Auch hätte ich erwartet, manche Schüsse der Gegner per Parade an den Absender zurückschicken zu können, aber vielleicht gibt das der Upgrade-Baum irgendwann noch her. Bislang findet sich auf dessen wenigen Zweigen recht lineares Zeug, das mir Spaß macht und die Erkundung angenehm auflockert - die Kreaturen-Designs sind toll -, aber das sich auf zu langer Strecke auch vor dem Ende totlaufen könnte. Ich hoffe das Beste und bin vorsichtig optimistisch. Ich mag es, mir die Gegnerzusammenstellungen vorher anzuschauen und dann lose mein Vorgehen zu planen, habe aber aktuell noch das Gefühl, letztlich nicht allzu viele Optionen zu haben. Hier muss ich noch ein wenig experimentieren.
Der eigentliche Spielablauf ist trotz loser Open-World-Struktur recht geordnet: Ist ein Torii Gate gebannt, könnt ihr wieder ein wenig tiefer in die Stadt vordringen, während ringsum die Karte mit Punkten von Interesse gefüllt wird. Auch ploppen dann wie von selbst Nebenquests auf, die bislang zwar ganz nette Anekdoten über diverse Shibuya-Gespenster erzählten, aber immer auch an Ort und Stelle nach wenigen Minuten wieder zu Ende waren. Das bewirkt zwar, dass hier wenig wirklich hängen bleibt, ich sie aber trotzdem fast immer absolviere, wenn ich eine finde. Es hält mich nicht lange von dem ab, was ich eigentlich machen sollte, und gibt wertvolle Erfahrungspunkte für Upgrades meiner Fähigkeiten.
Überhaupt ist es nicht so einfach, das Spiel mal aus der Hand zu legen. Ghostwire entwickelt eine nicht gerade kleine Sogwirkung dabei, so viele der verschwundenen Bewohner zu retten wie möglich. Die Stadt sieht zauberhaft aus und ist bis ins Kleinste detailliert ausgestaltet. Hier hinter jede Ecke zu schauen, um Seelen zu finden und sie in seinen Katashiro-Papierpuppen aufzusaugen, ist das, was mir beinahe am meisten Spaß macht. Und dann? Nun, dann faxt ihr sie an einer der vielen Telefonzellen nach draußen in Sicherheit. Das ist es jedenfalls, was laut KK passiert. Prüfen kann ich das bisher nicht. Alle der über 200.000 Seelen zu retten, dürfte für Komplettierer eine der zentralen Disziplinen von Ghostwire: Tokyo werden und auch ich bin dem Reiz in gewisser Hinsicht erlegen. Ich gehe gerne Umwege oder finde heraus, wie ich an bestimmte Seelen-Cluster komme, die ich nur von Weitem sehe.

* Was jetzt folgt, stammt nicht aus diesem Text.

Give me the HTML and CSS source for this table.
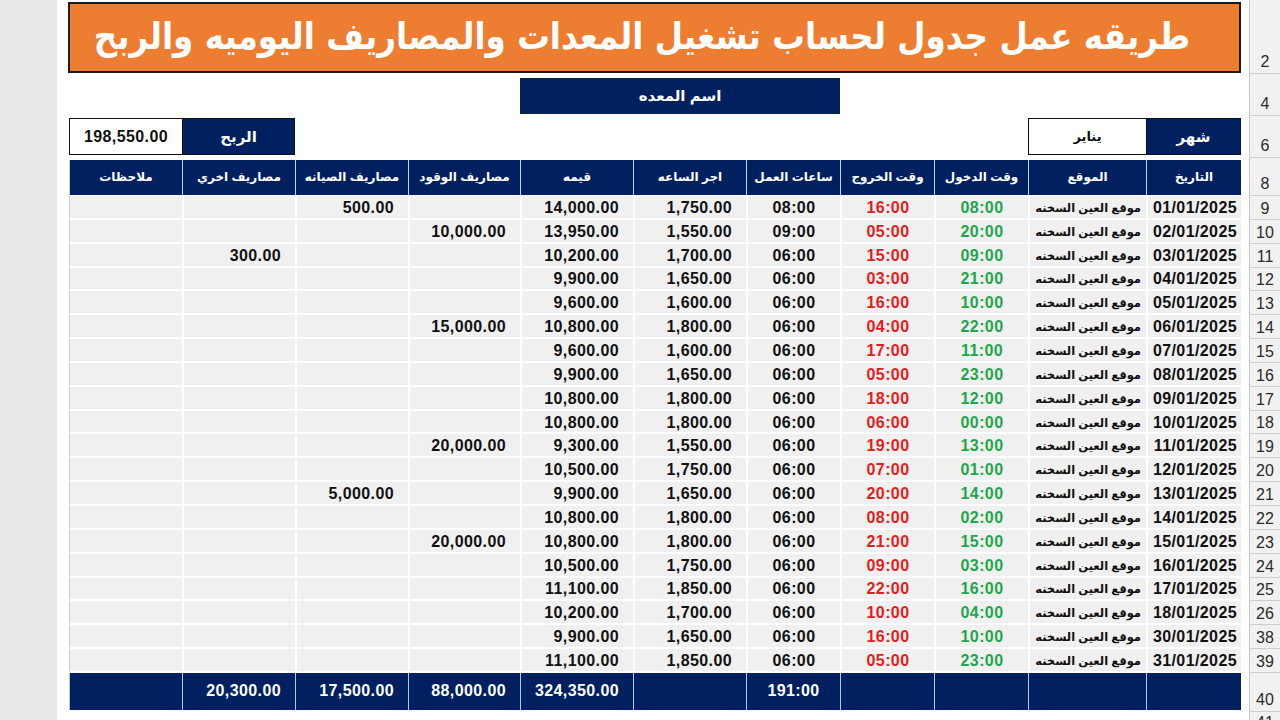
FILE: index.html
```html
<!DOCTYPE html>
<html lang="ar">
<head>
<meta charset="utf-8">
<title>جدول تشغيل المعدات</title>
<link rel="stylesheet" href="styles.css">
</head>
<body>
<div class="app">
  <div class="gutter"></div>
  <div class="sheet" dir="rtl">
    <div class="band b-title">
      <div class="rh">2</div>
      <div class="content">
        <div class="title"><span class="title-text">طريقه عمل جدول لحساب تشغيل المعدات والمصاريف اليوميه والربح</span></div>
      </div>
    </div>
    <div class="band b-name">
      <div class="rh">4</div>
      <div class="content">
        <div class="namebox">اسم المعده</div>
      </div>
    </div>
    <div class="band b-info">
      <div class="rh">6</div>
      <div class="content">
        <div class="lbl">شهر</div>
        <div class="val">يناير</div>
        <div class="lbl c-other">الربح</div>
        <div class="val num-val">198,550.00</div>
      </div>
    </div>
    <div class="band b-head">
      <div class="rh">8</div>
      <div class="content">
        <div class="h">التاريخ</div>
        <div class="h">الموقع</div>
        <div class="h">وقت الدخول</div>
        <div class="h">وقت الخروج</div>
        <div class="h">ساعات العمل</div>
        <div class="h">اجر الساعه</div>
        <div class="h">قيمه</div>
        <div class="h">مصاريف الوقود</div>
        <div class="h">مصاريف الصيانه</div>
        <div class="h">مصاريف اخري</div>
        <div class="h">ملاحظات</div>
      </div>
    </div>

    <div class="band row"><div class="rh">9</div><div class="content">
      <div class="c date">01/01/2025</div><div class="c loc">موقع العين السخنه</div><div class="c tin">08:00</div><div class="c tout">16:00</div><div class="c hrs">08:00</div><div class="c num">1,750.00</div><div class="c num">14,000.00</div><div class="c num"></div><div class="c num">500.00</div><div class="c num"></div><div class="c note"></div>
    </div></div>
    <div class="band row"><div class="rh">10</div><div class="content">
      <div class="c date">02/01/2025</div><div class="c loc">موقع العين السخنه</div><div class="c tin">20:00</div><div class="c tout">05:00</div><div class="c hrs">09:00</div><div class="c num">1,550.00</div><div class="c num">13,950.00</div><div class="c num">10,000.00</div><div class="c num"></div><div class="c num"></div><div class="c note"></div>
    </div></div>
    <div class="band row"><div class="rh">11</div><div class="content">
      <div class="c date">03/01/2025</div><div class="c loc">موقع العين السخنه</div><div class="c tin">09:00</div><div class="c tout">15:00</div><div class="c hrs">06:00</div><div class="c num">1,700.00</div><div class="c num">10,200.00</div><div class="c num"></div><div class="c num"></div><div class="c num">300.00</div><div class="c note"></div>
    </div></div>
    <div class="band row"><div class="rh">12</div><div class="content">
      <div class="c date">04/01/2025</div><div class="c loc">موقع العين السخنه</div><div class="c tin">21:00</div><div class="c tout">03:00</div><div class="c hrs">06:00</div><div class="c num">1,650.00</div><div class="c num">9,900.00</div><div class="c num"></div><div class="c num"></div><div class="c num"></div><div class="c note"></div>
    </div></div>
    <div class="band row"><div class="rh">13</div><div class="content">
      <div class="c date">05/01/2025</div><div class="c loc">موقع العين السخنه</div><div class="c tin">10:00</div><div class="c tout">16:00</div><div class="c hrs">06:00</div><div class="c num">1,600.00</div><div class="c num">9,600.00</div><div class="c num"></div><div class="c num"></div><div class="c num"></div><div class="c note"></div>
    </div></div>
    <div class="band row"><div class="rh">14</div><div class="content">
      <div class="c date">06/01/2025</div><div class="c loc">موقع العين السخنه</div><div class="c tin">22:00</div><div class="c tout">04:00</div><div class="c hrs">06:00</div><div class="c num">1,800.00</div><div class="c num">10,800.00</div><div class="c num">15,000.00</div><div class="c num"></div><div class="c num"></div><div class="c note"></div>
    </div></div>
    <div class="band row"><div class="rh">15</div><div class="content">
      <div class="c date">07/01/2025</div><div class="c loc">موقع العين السخنه</div><div class="c tin">11:00</div><div class="c tout">17:00</div><div class="c hrs">06:00</div><div class="c num">1,600.00</div><div class="c num">9,600.00</div><div class="c num"></div><div class="c num"></div><div class="c num"></div><div class="c note"></div>
    </div></div>
    <div class="band row"><div class="rh">16</div><div class="content">
      <div class="c date">08/01/2025</div><div class="c loc">موقع العين السخنه</div><div class="c tin">23:00</div><div class="c tout">05:00</div><div class="c hrs">06:00</div><div class="c num">1,650.00</div><div class="c num">9,900.00</div><div class="c num"></div><div class="c num"></div><div class="c num"></div><div class="c note"></div>
    </div></div>
    <div class="band row"><div class="rh">17</div><div class="content">
      <div class="c date">09/01/2025</div><div class="c loc">موقع العين السخنه</div><div class="c tin">12:00</div><div class="c tout">18:00</div><div class="c hrs">06:00</div><div class="c num">1,800.00</div><div class="c num">10,800.00</div><div class="c num"></div><div class="c num"></div><div class="c num"></div><div class="c note"></div>
    </div></div>
    <div class="band row"><div class="rh">18</div><div class="content">
      <div class="c date">10/01/2025</div><div class="c loc">موقع العين السخنه</div><div class="c tin">00:00</div><div class="c tout">06:00</div><div class="c hrs">06:00</div><div class="c num">1,800.00</div><div class="c num">10,800.00</div><div class="c num"></div><div class="c num"></div><div class="c num"></div><div class="c note"></div>
    </div></div>
    <div class="band row"><div class="rh">19</div><div class="content">
      <div class="c date">11/01/2025</div><div class="c loc">موقع العين السخنه</div><div class="c tin">13:00</div><div class="c tout">19:00</div><div class="c hrs">06:00</div><div class="c num">1,550.00</div><div class="c num">9,300.00</div><div class="c num">20,000.00</div><div class="c num"></div><div class="c num"></div><div class="c note"></div>
    </div></div>
    <div class="band row"><div class="rh">20</div><div class="content">
      <div class="c date">12/01/2025</div><div class="c loc">موقع العين السخنه</div><div class="c tin">01:00</div><div class="c tout">07:00</div><div class="c hrs">06:00</div><div class="c num">1,750.00</div><div class="c num">10,500.00</div><div class="c num"></div><div class="c num"></div><div class="c num"></div><div class="c note"></div>
    </div></div>
    <div class="band row"><div class="rh">21</div><div class="content">
      <div class="c date">13/01/2025</div><div class="c loc">موقع العين السخنه</div><div class="c tin">14:00</div><div class="c tout">20:00</div><div class="c hrs">06:00</div><div class="c num">1,650.00</div><div class="c num">9,900.00</div><div class="c num"></div><div class="c num">5,000.00</div><div class="c num"></div><div class="c note"></div>
    </div></div>
    <div class="band row"><div class="rh">22</div><div class="content">
      <div class="c date">14/01/2025</div><div class="c loc">موقع العين السخنه</div><div class="c tin">02:00</div><div class="c tout">08:00</div><div class="c hrs">06:00</div><div class="c num">1,800.00</div><div class="c num">10,800.00</div><div class="c num"></div><div class="c num"></div><div class="c num"></div><div class="c note"></div>
    </div></div>
    <div class="band row"><div class="rh">23</div><div class="content">
      <div class="c date">15/01/2025</div><div class="c loc">موقع العين السخنه</div><div class="c tin">15:00</div><div class="c tout">21:00</div><div class="c hrs">06:00</div><div class="c num">1,800.00</div><div class="c num">10,800.00</div><div class="c num">20,000.00</div><div class="c num"></div><div class="c num"></div><div class="c note"></div>
    </div></div>
    <div class="band row"><div class="rh">24</div><div class="content">
      <div class="c date">16/01/2025</div><div class="c loc">موقع العين السخنه</div><div class="c tin">03:00</div><div class="c tout">09:00</div><div class="c hrs">06:00</div><div class="c num">1,750.00</div><div class="c num">10,500.00</div><div class="c num"></div><div class="c num"></div><div class="c num"></div><div class="c note"></div>
    </div></div>
    <div class="band row"><div class="rh">25</div><div class="content">
      <div class="c date">17/01/2025</div><div class="c loc">موقع العين السخنه</div><div class="c tin">16:00</div><div class="c tout">22:00</div><div class="c hrs">06:00</div><div class="c num">1,850.00</div><div class="c num">11,100.00</div><div class="c num"></div><div class="c num"></div><div class="c num"></div><div class="c note"></div>
    </div></div>
    <div class="band row"><div class="rh">26</div><div class="content">
      <div class="c date">18/01/2025</div><div class="c loc">موقع العين السخنه</div><div class="c tin">04:00</div><div class="c tout">10:00</div><div class="c hrs">06:00</div><div class="c num">1,700.00</div><div class="c num">10,200.00</div><div class="c num"></div><div class="c num"></div><div class="c num"></div><div class="c note"></div>
    </div></div>
    <div class="band row"><div class="rh">38</div><div class="content">
      <div class="c date">30/01/2025</div><div class="c loc">موقع العين السخنه</div><div class="c tin">10:00</div><div class="c tout">16:00</div><div class="c hrs">06:00</div><div class="c num">1,650.00</div><div class="c num">9,900.00</div><div class="c num"></div><div class="c num"></div><div class="c num"></div><div class="c note"></div>
    </div></div>
    <div class="band row"><div class="rh">39</div><div class="content">
      <div class="c date">31/01/2025</div><div class="c loc">موقع العين السخنه</div><div class="c tin">23:00</div><div class="c tout">05:00</div><div class="c hrs">06:00</div><div class="c num">1,850.00</div><div class="c num">11,100.00</div><div class="c num"></div><div class="c num"></div><div class="c num"></div><div class="c note"></div>
    </div></div>

    <div class="band b-total">
      <div class="rh">40</div>
      <div class="content">
        <div class="t"></div><div class="t"></div><div class="t"></div><div class="t"></div>
        <div class="t hrs">191:00</div>
        <div class="t"></div>
        <div class="t num">324,350.00</div>
        <div class="t num">88,000.00</div>
        <div class="t num">17,500.00</div>
        <div class="t num">20,300.00</div>
        <div class="t"></div>
      </div>
    </div>
    <div class="band b-last">
      <div class="rh rh-cut">41</div>
      <div class="content"></div>
    </div>
  </div>
</div>
</body>
</html>
```

FILE: styles.css
```css
* { box-sizing: border-box; }
html, body { margin: 0; padding: 0; }
body {
  width: 1280px;
  height: 720px;
  overflow: hidden;
  background: #ffffff;
  font-family: "Liberation Sans", "DejaVu Sans", sans-serif;
  color: #111;
}
.app {
  display: flex;
  height: 720px;
}
.gutter {
  width: 57px;
  flex: none;
  background: #e8e8e8;
}
.sheet {
  flex: 1;
  display: flex;
  flex-direction: column;
  direction: rtl;
  background: #fff;
  overflow: hidden;
}
.band {
  display: flex;
  flex: none;
}
.rh {
  width: 31px;
  flex: none;
  background: #f1f1f1;
  border-left: 1px solid #c9c9c9;
  border-bottom: 1px solid #cdcdcd;
  display: flex;
  align-items: flex-end;
  justify-content: center;
  font-size: 16px;
  color: #2a2a2a;
  line-height: 20px;
  padding-bottom: 1px;
  position: relative;
  z-index: 1;
}
.content {
  margin-right: 8px;
  width: 1172px;
  flex: none;
  display: grid;
  grid-template-columns: 95px 118px 94px 94px 94px 113px 113px 112px 113px 113px 113px;
}

/* title */
.b-title { height: 74px; }
.title {
  grid-column: 1 / -1;
  margin-top: 2px;
  height: 71px;
  margin-left: -1px;
  background: #ed7d31;
  border: 2px solid #1b1b1b;
  color: #fff;
  display: flex;
  align-items: center;
  justify-content: center;
  padding-right: 26px;
  padding-bottom: 3px;
  overflow: hidden;
}
.title-text {
  font-family: "DejaVu Sans", sans-serif;
  font-weight: bold;
  font-size: 37px;
  white-space: nowrap;
  display: inline-block;
  transform: scaleX(0.88);
}

/* equipment name */
.b-name { height: 42px; }
.namebox {
  grid-column: 5 / 8;
  margin-top: 4px;
  height: 36px;
  background: #002060;
  border: 1px solid #1a1a2e;
  color: #fff;
  font-weight: bold;
  font-size: 15px;
  display: flex;
  align-items: center;
  justify-content: center;
}

/* month / profit */
.b-info { height: 42px; }
.b-info .lbl, .b-info .val {
  margin-top: 2px;
  height: 37px;
  display: flex;
  align-items: center;
  justify-content: center;
  font-weight: bold;
}
.b-info .lbl {
  background: #002060;
  color: #fff;
  font-size: 15px;
  border: 1px solid #111;
}
.b-info .val {
  background: #fff;
  border: 1px solid #111;
  border-right: none;
  color: #111;
  font-size: 13px;
}
.b-info .c-other { grid-column: 10; }
.b-info .num-val {
  grid-column: 11;
  direction: ltr;
  font-size: 16px;
  letter-spacing: 0.4px;
  border-right: none;
  border-left: 1px solid #111;
}

/* header */
.b-head { height: 38px; }
.h {
  margin-top: 2px;
  height: 35px;
  background: #002060;
  color: #fff;
  font-weight: bold;
  font-size: 12px;
  display: flex;
  align-items: center;
  justify-content: center;
  border-left: 1px solid #c9d0e0;
  padding-bottom: 2px;
  white-space: nowrap;
}

/* data rows */
.row { height: 23.85px; }
.row .rh { line-height: 18px; }
.c {
  background: #f0f0f0;
  border-left: 2px solid #fff;
  border-bottom: 2px solid #fff;
  font-weight: bold;
  font-size: 16px;
  letter-spacing: 0.4px;
  display: flex;
  align-items: center;
  white-space: nowrap;
  padding-top: 2px;
  overflow: hidden;
}
.c.note { border-left: 1px solid #cfcfcf; }
.date {
  direction: ltr;
  justify-content: flex-end;
  padding-right: 4px;
  color: #111;
}
.loc {
  justify-content: flex-start;
  padding-right: 5px;
  font-size: 11.5px;
  letter-spacing: 0;
  color: #111;
}
.tin, .tout, .hrs {
  direction: ltr;
  justify-content: center;
}
.tin { color: #1ea64c; }
.tout { color: #e51c1c; }
.num {
  direction: ltr;
  justify-content: flex-end;
  padding-right: 14px;
}

/* totals */
.b-total { height: 39px; }
.t {
  height: 37px;
  background: #002060;
  color: #fff;
  border-left: 1px solid #b9c3d8;
  font-weight: bold;
  font-size: 16px;
  letter-spacing: 0.4px;
  display: flex;
  align-items: center;
}
.t.hrs { justify-content: center; direction: ltr; }
.t.num { justify-content: flex-end; padding-right: 14px; }

.b-last { height: 24px; }
.rh-cut {
  align-items: flex-start;
  padding-top: 2px;
  line-height: 18px;
}
```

Bisher fand ich, dass das Spiel Erkundung und Kämpfe verhältnismäßig klar trennte und ich gebe zu, so wirklich gegruselt habe ich mich nie - auch wenn Tango in bestimmten unwirklichen Spuksequenzen sehr kunstfertig mit meiner Wahrnehmung spielte. Das ist künstlerisch, wenn auch nicht unbedingt technisch, teilweise wirklich ein Hingucker, was hier passiert. Gelegentlich gab es auch eine Such-Passage, die ich in den Straßenschluchten ein wenig verwirrend fand und sehr loser und optional auch deaktivierbarer Zeitdruck setzte hier und da auch mal ein - wirkte aber eher befremdlich.
Abgesehen von der Frage der Langlebigkeit der Kämpfe und dem tendenziell etwas zahnlosen Gruselfaktor bin ich also bisher recht angetan von Ghostwire: Tokyo. Es versprüht eine durchweg seltsame Stimmung, kommt bislang nicht ins Stocken und macht neugierig, was der Unbekannte mit der Maske vorhat. Auch, dass ich bisher das Gefühl nicht loswurde, KK verschweigt mir etwas, ist dem Mysterium mehr als dienlich. Ich genieße das menschenleere Shibuya beinahe und bin gespannt, was da noch kommt. Mein abschließendes Urteil zum Spiel lasse ich euch dann wissen, kurz bevor Ghostwire: Tokyo am 25. März erscheint. Wollt ihr die Zeit bis dahin totschlagen, denkt vielleicht darüber nach, euch das Prequel von Ghostwire Tokyo herunterzuladen.